Minda’s drunk review of The Other Einstein by Marie Benedict
What I Drank Prior: We did a cocktail class tonight with a group of friends and so we each made three cocktails—one gin, one rhum, and one bourbon. Then I had a self-made (read: poorly made, but strong) margarita, and a few beers.
In the tradition of The Paris Wife and Mrs. Poe, The Other Einstein offers us a window into a brilliant, fascinating woman whose light was lost in Einstein’s enormous shadow. It is the story of Einstein’s wife, a brilliant physicist in her own right, whose contribution to the special theory of relativity is hotly debated and may have been inspired by her own profound and very personal insight.
Mitza Maric has always been a little different from other girls. Most twenty-year-olds are wives by now, not studying physics at an elite Zurich university with only male students trying to outdo her clever calculations. But Mitza is smart enough to know that, for her, math is an easier path than marriage. And then fellow student Albert Einstein takes an interest in her, and the world turns sideways. Theirs becomes a partnership of the mind and of the heart, but there might not be room for more than one genius in a marriage.
My Summary: Serbian mathmetitian and physicist Mileva has everything she ever dreamed when she pursues her higher degree at a Swiss university as the first woman to do so. Until she meets Albert Einstein that is. Albert matches her in a way she never thought possible, but will his love distract her from her original passion?

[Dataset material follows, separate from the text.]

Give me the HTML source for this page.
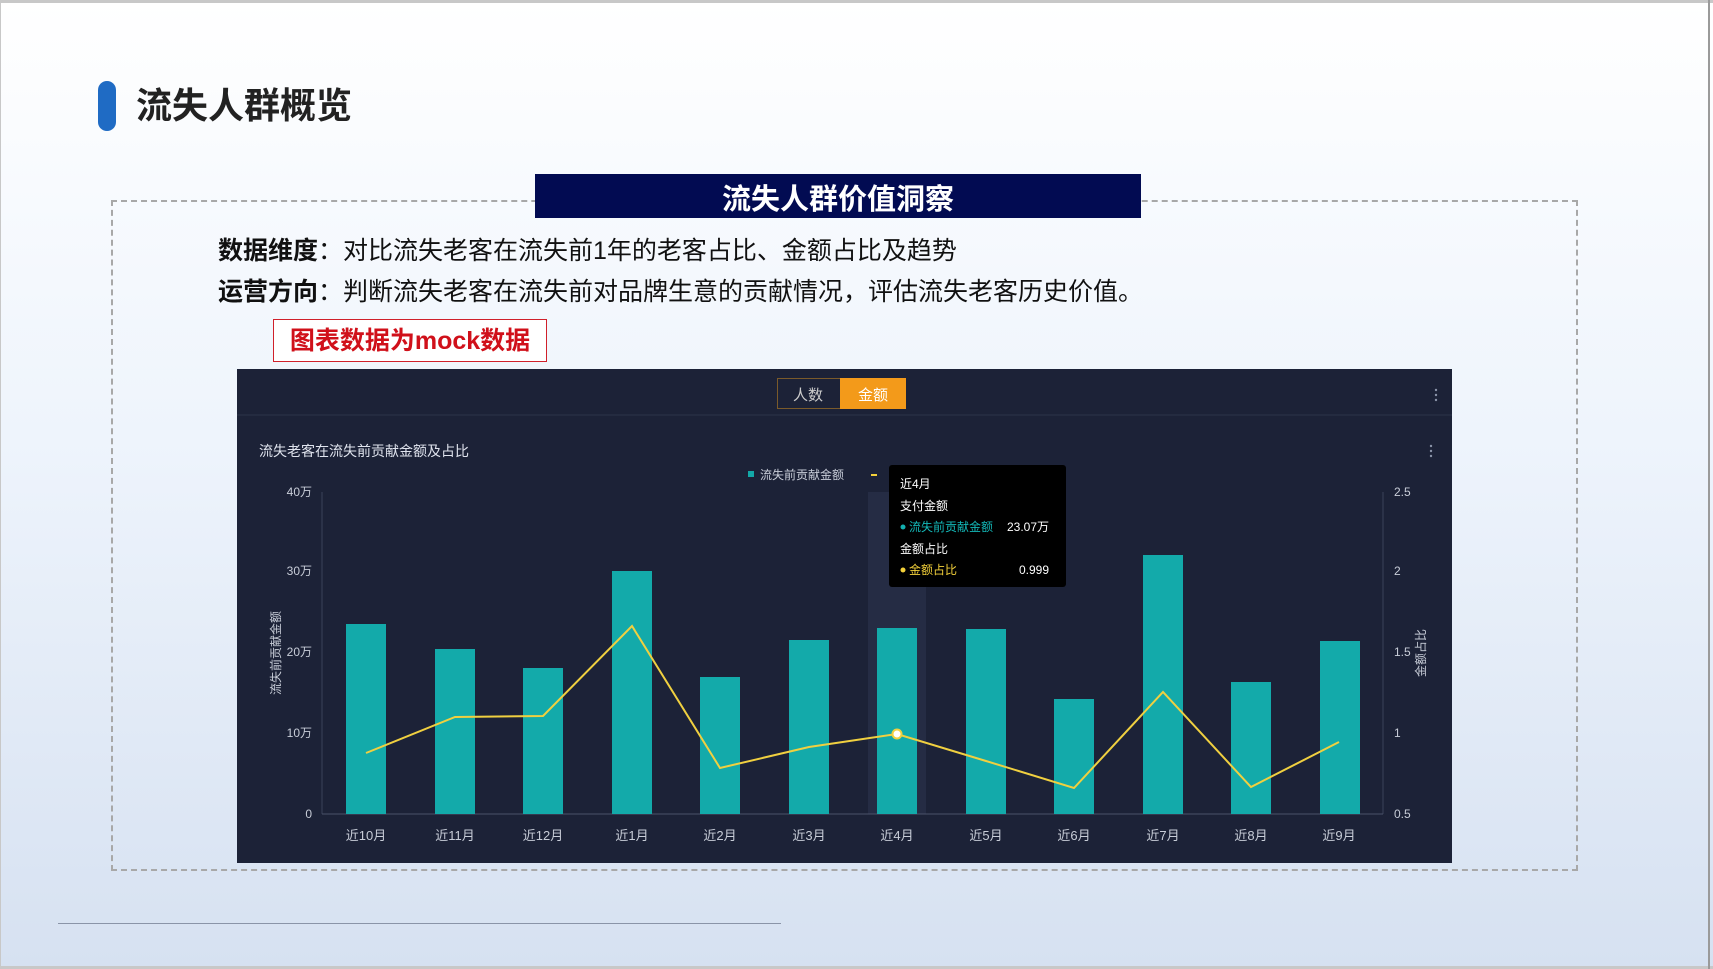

Spoiler-Free Thoughts: Did you know that Albert Einstein had a wife that was also a physicist? Well I sure as f*ck didn’t. So I thought the story would be super cute and romantic and I was… not right. I still enjoyed the book, but it really wasn’t what I expected. Though I appreciate histories from female perspective. I think this one could have used some editing.
What I Loved: How the female relationships shaped Mileva’s life when she first arrived in Zürich. They were so adorable together. Would have loved to explore more of this dynamic—felt like it sorta just dropped off.
What I Liked: The story progressed a little fast for me, but I still feel like the *got* Mileva’s motivations and why she was who she was. Her background was clear from the start and you could feel her passion the whole time. And you knew why she relied and depended on Albert the way she did, even if she could have (should have) been a badass in her own right.
What I Didn’t Like: I guess I should have expected since the background is readily available, but this book certainly took a dark turn. It was not a good look for Albert Einstein. Not a huge problem, but there might not have been enough info to make some of the leaps here.
What I Hated: There’s nothing I really hated per se, I did t love the ‘time is relative’ breakthrough. It felt too sudden and out of the blue for me.
I seresly did not know the actual story here, but I feel like the author takes it a little far for what is known? We didn’t need Albert to be like an abuser for this to work. It’s just a fact that things were the way they were at the time and to take advantage of her in that context without actual physical violence.
TL;DR: I like historical fiction from unlikely perspectives and this one worked for me, but wouldn’t say it is a must-read.
Drink Pairing: A nice lager—not too deep but enjoyable.